_Data shown_:
================

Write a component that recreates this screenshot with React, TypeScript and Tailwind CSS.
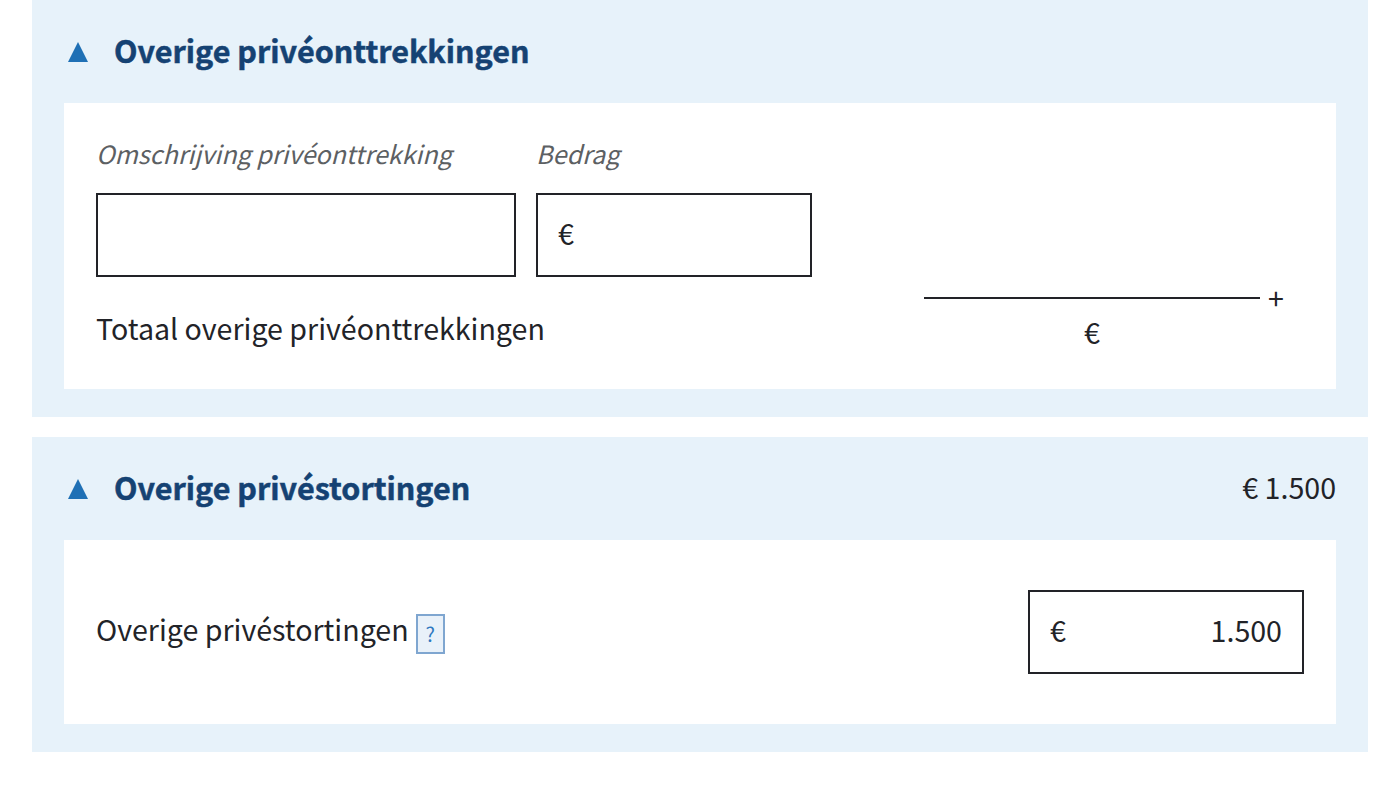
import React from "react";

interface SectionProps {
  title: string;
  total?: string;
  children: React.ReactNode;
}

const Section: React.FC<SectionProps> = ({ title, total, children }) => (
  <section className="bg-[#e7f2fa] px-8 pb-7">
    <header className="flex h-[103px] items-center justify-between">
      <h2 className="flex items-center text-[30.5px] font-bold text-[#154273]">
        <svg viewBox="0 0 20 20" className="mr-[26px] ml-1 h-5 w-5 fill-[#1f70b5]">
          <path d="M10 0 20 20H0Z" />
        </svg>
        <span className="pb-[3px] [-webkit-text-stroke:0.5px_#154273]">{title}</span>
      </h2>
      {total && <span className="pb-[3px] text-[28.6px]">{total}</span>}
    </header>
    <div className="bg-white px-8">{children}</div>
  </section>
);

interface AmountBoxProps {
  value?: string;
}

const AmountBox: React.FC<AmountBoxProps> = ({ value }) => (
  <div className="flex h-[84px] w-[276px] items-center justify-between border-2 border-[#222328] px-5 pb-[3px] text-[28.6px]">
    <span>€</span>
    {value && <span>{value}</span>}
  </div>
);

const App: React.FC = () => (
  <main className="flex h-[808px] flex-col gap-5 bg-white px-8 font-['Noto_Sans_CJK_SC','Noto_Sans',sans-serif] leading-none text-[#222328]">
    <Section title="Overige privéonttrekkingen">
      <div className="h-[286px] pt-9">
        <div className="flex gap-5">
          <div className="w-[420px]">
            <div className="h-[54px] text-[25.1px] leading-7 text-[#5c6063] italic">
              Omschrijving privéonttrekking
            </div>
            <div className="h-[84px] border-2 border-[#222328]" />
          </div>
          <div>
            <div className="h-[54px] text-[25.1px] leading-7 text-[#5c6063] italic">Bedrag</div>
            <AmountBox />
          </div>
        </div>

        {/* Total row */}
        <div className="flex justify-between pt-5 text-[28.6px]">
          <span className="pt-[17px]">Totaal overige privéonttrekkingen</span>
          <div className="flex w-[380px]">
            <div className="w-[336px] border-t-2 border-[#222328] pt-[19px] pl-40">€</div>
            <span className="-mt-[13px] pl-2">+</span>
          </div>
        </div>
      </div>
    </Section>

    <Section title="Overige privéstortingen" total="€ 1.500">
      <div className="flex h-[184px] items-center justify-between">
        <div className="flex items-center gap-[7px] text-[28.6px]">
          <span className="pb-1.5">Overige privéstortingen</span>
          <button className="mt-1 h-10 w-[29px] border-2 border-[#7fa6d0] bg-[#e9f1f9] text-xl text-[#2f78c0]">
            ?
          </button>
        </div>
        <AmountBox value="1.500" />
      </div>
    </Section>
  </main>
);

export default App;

================

_Required work_:
Using the data above, print every line exactly, omitting pictures.

_Output of the exercise_:
Write a component that recreates this screenshot with React, TypeScript and Tailwind CSS.
import React from "react";

interface SectionProps {
  title: string;
  total?: string;
  children: React.ReactNode;
}

const Section: React.FC<SectionProps> = ({ title, total, children }) => (
  <section className="bg-[#e7f2fa] px-8 pb-7">
    <header className="flex h-[103px] items-center justify-between">
      <h2 className="flex items-center text-[30.5px] font-bold text-[#154273]">
        <svg viewBox="0 0 20 20" className="mr-[26px] ml-1 h-5 w-5 fill-[#1f70b5]">
          <path d="M10 0 20 20H0Z" />
        </svg>
        <span className="pb-[3px] [-webkit-text-stroke:0.5px_#154273]">{title}</span>
      </h2>
      {total && <span className="pb-[3px] text-[28.6px]">{total}</span>}
    </header>
    <div className="bg-white px-8">{children}</div>
  </section>
);

interface AmountBoxProps {
  value?: string;
}

const AmountBox: React.FC<AmountBoxProps> = ({ value }) => (
  <div className="flex h-[84px] w-[276px] items-center justify-between border-2 border-[#222328] px-5 pb-[3px] text-[28.6px]">
    <span>€</span>
    {value && <span>{value}</span>}
  </div>
);

const App: React.FC = () => (
  <main className="flex h-[808px] flex-col gap-5 bg-white px-8 font-['Noto_Sans_CJK_SC','Noto_Sans',sans-serif] leading-none text-[#222328]">
    <Section title="Overige privéonttrekkingen">
      <div className="h-[286px] pt-9">
        <div className="flex gap-5">
          <div className="w-[420px]">
            <div className="h-[54px] text-[25.1px] leading-7 text-[#5c6063] italic">
              Omschrijving privéonttrekking
            </div>
            <div className="h-[84px] border-2 border-[#222328]" />
          </div>
          <div>
            <div className="h-[54px] text-[25.1px] leading-7 text-[#5c6063] italic">Bedrag</div>
            <AmountBox />
          </div>
        </div>

        {/* Total row */}
        <div className="flex justify-between pt-5 text-[28.6px]">
          <span className="pt-[17px]">Totaal overige privéonttrekkingen</span>
          <div className="flex w-[380px]">
            <div className="w-[336px] border-t-2 border-[#222328] pt-[19px] pl-40">€</div>
            <span className="-mt-[13px] pl-2">+</span>
          </div>
        </div>
      </div>
    </Section>

    <Section title="Overige privéstortingen" total="€ 1.500">
      <div className="flex h-[184px] items-center justify-between">
        <div className="flex items-center gap-[7px] text-[28.6px]">
          <span className="pb-1.5">Overige privéstortingen</span>
          <button className="mt-1 h-10 w-[29px] border-2 border-[#7fa6d0] bg-[#e9f1f9] text-xl text-[#2f78c0]">
            ?
          </button>
        </div>
        <AmountBox value="1.500" />
      </div>
    </Section>
  </main>
);

export default App;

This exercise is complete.